All of Long’s Tokyo Medals

  • Gold, SM8 women’s 200 IM
  • Bronze, S8 women’s 100 back
  • Silver, S8 women’s 400 free
  • Silver, SB7 women’s 100 breast
  • Gold, 34 points women’s 4×100 medley relay
  • Gold, S8 women’s 100 fly

Another swimmer that dazzled the last finals session of these Paralympics was Raman Salei, who won his third title and Azerbaijan’s 4th medal in Tokyo. Salei took the S12 men’s 100 fly final with a time of 57.81, just 0.06s ahead of Great Britain’s Stephen Clogg (57.87) and 0.84s ahead of RPC’s Roman Makarov (58.65). Previously, Salei won gold in the S12 men’s 100 back and 100 free. Placing sixth in the final for a new Oceanian continental record was Australia’s Braeden Jason (59.01).

More Day 10 Highlights

Kicking things off in the SM10 men’s 200 IM final was Ukraine’s Makysm Krypak, swimming a new Paralympic record of 2:05.68 to take the gold medal. Swimming in two seconds later was Italy’s Stefano Raimondi for silver at 2:07.68 while the Netherlands’ Bas Takken took the bronze medal at 2:11.39.

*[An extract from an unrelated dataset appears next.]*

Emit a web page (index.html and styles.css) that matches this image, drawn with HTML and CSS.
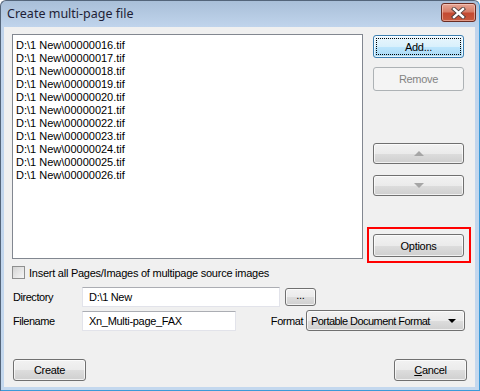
FILE: index.html
```html
<!DOCTYPE html>
<html lang="en">
<head>
    <meta charset="UTF-8">
    <title>Create multi-page file</title>
    <link rel="stylesheet" href="styles.css">
</head>
<body>
    <div class="window">
        <!-- Title bar -->
        <div class="titlebar">
            <span class="title">Create multi-page file</span>
            <button class="close-btn" aria-label="Close">
                <svg width="15" height="12" viewBox="0 0 15 12">
                    <path d="M3 2 L12 10 M12 2 L3 10" stroke="#4a3a38" stroke-width="4.2" stroke-linecap="square"/>
                    <path d="M3 2 L12 10 M12 2 L3 10" stroke="#ffffff" stroke-width="2.4" stroke-linecap="square"/>
                </svg>
            </button>
        </div>

        <!-- Client area -->
        <div class="client">
            <div class="top">
                <ul class="file-list">
                    <li>D:\1 New\00000016.tif</li>
                    <li>D:\1 New\00000017.tif</li>
                    <li>D:\1 New\00000018.tif</li>
                    <li>D:\1 New\00000019.tif</li>
                    <li>D:\1 New\00000020.tif</li>
                    <li>D:\1 New\00000021.tif</li>
                    <li>D:\1 New\00000022.tif</li>
                    <li>D:\1 New\00000023.tif</li>
                    <li>D:\1 New\00000024.tif</li>
                    <li>D:\1 New\00000025.tif</li>
                    <li>D:\1 New\00000026.tif</li>
                </ul>
                <div class="side">
                    <button class="btn btn-default btn-add">Add...</button>
                    <button class="btn btn-disabled btn-remove">Remove</button>
                    <button class="btn btn-arrow btn-up"><span class="tri-up"></span></button>
                    <button class="btn btn-arrow btn-down"><span class="tri-down"></span></button>
                    <div class="highlight">
                        <button class="btn btn-options">Options</button>
                    </div>
                </div>
            </div>

            <label class="check-row">
                <span class="checkbox"></span>
                <span class="check-text">Insert all Pages/Images of multipage source images</span>
            </label>

            <div class="row row-dir">
                <span class="label">Directory</span>
                <div class="textbox textbox-dir">D:\1 New</div>
                <button class="btn btn-browse">...</button>
            </div>

            <div class="row row-file">
                <span class="label">Filename</span>
                <div class="textbox textbox-file">Xn_Multi-page_FAX</div>
                <span class="format-label">Format</span>
                <div class="combo">
                    <span>Portable Document Format</span>
                    <span class="tri-combo"></span>
                </div>
            </div>

            <div class="bottom">
                <button class="btn btn-create">Create</button>
                <button class="btn btn-cancel"><u>C</u>ancel</button>
            </div>
        </div>
    </div>
</body>
</html>
```

FILE: styles.css
```css
/* Reset */
* {
    margin: 0;
    padding: 0;
    box-sizing: border-box;
}

body {
    font-family: "Liberation Sans", Arial, sans-serif;
    font-size: 11px;
    color: #000;
    background: #ffffff;
    width: 480px;
    height: 391px;
    overflow: hidden;
}

/* Window frame */
.window {
    width: 480px;
    height: 391px;
    display: flex;
    flex-direction: column;
    padding: 0 4px 3px 3px;
    background: linear-gradient(to bottom, #a9bfd8 0, #c0d4ec 26px, #c4d8ee 100%);
    border: 1px solid #54657a;
    border-right-color: #3b9ad8;
    border-bottom-color: #3b9ad8;
    border-radius: 6px 6px 0 0;
}

.titlebar {
    height: 26px;
    display: flex;
    align-items: center;
    justify-content: space-between;
    padding: 0 0 0 3px;
}

.title {
    font-family: "Noto Sans", sans-serif;
    font-size: 12.5px;
    color: #1e1e36;
    margin-top: -2px;
}

.close-btn {
    width: 35px;
    height: 19px;
    margin-top: -3px;
    margin-right: -1px;
    border: 1px solid #6b2c22;
    border-radius: 3px;
    background: linear-gradient(to bottom, #e6a696 0%, #d77e68 45%, #c44a32 55%, #c75a3e 100%);
    display: flex;
    align-items: center;
    justify-content: center;
    box-shadow: inset 0 0 0 1px rgba(255, 220, 210, 0.5);
}

.close-btn svg {
    display: block;
}

/* Client area */
.client {
    flex: 1;
    background: #f0f0f0;
    display: flex;
    flex-direction: column;
    padding: 0 8px 6px 8px;
}

.top {
    display: flex;
    margin-top: 7px;
    height: 225px;
}

.file-list {
    list-style: none;
    width: 351px;
    height: 225px;
    background: #fff;
    border: 1px solid #828790;
    padding: 4px 3px;
    line-height: 13px;
}

.side {
    width: 91px;
    margin-left: 10px;
    padding-top: 1px;
    display: flex;
    flex-direction: column;
}

/* Buttons */
.btn {
    position: relative;
    font-family: "Liberation Sans", Arial, sans-serif;
    font-size: 11px;
    letter-spacing: -0.3px;
    color: #000;
    height: 23px;
    border: 1px solid #707070;
    border-radius: 3px;
    background: linear-gradient(to bottom, #f2f2f2 0%, #ebebeb 50%, #dddddd 51%, #cfcfcf 100%);
    box-shadow: inset 0 0 0 1px rgba(255, 255, 255, 0.7);
    display: flex;
    align-items: center;
    justify-content: center;
}

.btn-default {
    border-color: #3c7fb1;
    background: linear-gradient(to bottom, #eaf6fd 0%, #d9f0fc 50%, #bee6fd 51%, #a7d9f5 100%);
}

.btn-default::after {
    content: "";
    position: absolute;
    inset: 2px;
    border: 1px dotted #000;
}

.btn-disabled {
    border-color: #adb2b5;
    background: #f4f4f4;
    color: #838383;
    box-shadow: none;
}

.btn-remove {
    margin-top: 9px;
    height: 24px;
}

.btn-arrow {
    height: 21px;
}

.btn-up {
    margin-top: 52px;
}

.btn-down {
    margin-top: 11px;
}

.tri-up {
    width: 0;
    height: 0;
    border-left: 5px solid transparent;
    border-right: 5px solid transparent;
    border-bottom: 5px solid #a6a6a6;
}

.tri-down {
    width: 0;
    height: 0;
    border-left: 5px solid transparent;
    border-right: 5px solid transparent;
    border-top: 5px solid #a6a6a6;
}

.highlight {
    position: relative;
    margin-top: 38px;
}

.highlight::before {
    content: "";
    position: absolute;
    top: -7px;
    left: -6px;
    right: -7px;
    bottom: -6px;
    border: 2px solid #ff0000;
}

.btn-options {
    width: 91px;
}

/* Check row */
.check-row {
    display: flex;
    align-items: center;
    height: 13px;
    margin-top: 7px;
    gap: 4px;
}

.check-text {
    letter-spacing: -0.25px;
}

.checkbox {
    width: 13px;
    height: 13px;
    border: 1px solid #8e8f8f;
    background: linear-gradient(135deg, #d4d4d4, #f6f6f6);
}

/* Form rows */
.row {
    display: flex;
    align-items: center;
}

.row-dir {
    margin-top: 8px;
    height: 20px;
}

.row-file {
    margin-top: 3px;
    height: 21px;
}

.label {
    width: 70px;
    padding-left: 1px;
    letter-spacing: -0.45px;
}

.textbox {
    height: 20px;
    background: #fff;
    border: 1px solid #e2e3ea;
    border-top-color: #abadb3;
    padding: 0 6px;
    display: flex;
    align-items: center;
    letter-spacing: -0.3px;
}

.textbox-dir {
    width: 198px;
}

.textbox-file {
    width: 154px;
}

.btn-browse {
    width: 31px;
    height: 18px;
    margin-left: 5px;
    padding-bottom: 4px;
}

.format-label {
    margin-left: auto;
    letter-spacing: -0.45px;
}

.combo {
    margin-left: 3px;
    margin-right: 2px;
    width: 159px;
    height: 21px;
    border: 1px solid #707070;
    border-radius: 3px;
    background: linear-gradient(to bottom, #f2f2f2 0%, #ebebeb 50%, #dddddd 51%, #cfcfcf 100%);
    box-shadow: inset 0 0 0 1px rgba(255, 255, 255, 0.7);
    display: flex;
    align-items: center;
    justify-content: space-between;
    padding: 0 8px 0 4px;
    letter-spacing: -0.55px;
}

.tri-combo {
    width: 0;
    height: 0;
    border-left: 4px solid transparent;
    border-right: 4px solid transparent;
    border-top: 4px solid #000;
}

/* Bottom buttons */
.bottom {
    margin-top: auto;
    display: flex;
    justify-content: space-between;
    padding-left: 1px;
}

.btn-create,
.btn-cancel {
    width: 73px;
    height: 22px;
}
```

Shaving five one-hundredths off the 2016 Paralympic record to win the SM10 women’s 200 IM final was Chantelle Zijderveld of the Netherlands, touching the wall at 2:24.85. Hungary’s Bianka Pap (2:26.12) and the Netherlands’ Lisa Kruger (2:27.86) rounded out the top three as Canada’s Aurelie Rivard set a new Americas record of 2:28.73.

Three swimmers swam under the 2016 S6 women’s 100 back World record of 1:21.43 during the final. USA’s Elizabeth Marks touched the wall first at 1:19.57, the first sub-1:20 mark in class history. China’s Jiang Yuyan set a new Asian record at 1:20.65 for silver while Germany’s Verena Schott set a European record at 1:21.16.

Breaking 33 seconds for the first time in the S7 women’s 50 fly final was Canada’s Danielle Dorris, dropping a half second from prelims at 32.99 for the gold. USA’s Mallory Weggemann (34.30) touched two one-hundredths ahead of Italy’s Giulia Terzi (34.32) for the silver. Terzi’s time was good enough for a new European record.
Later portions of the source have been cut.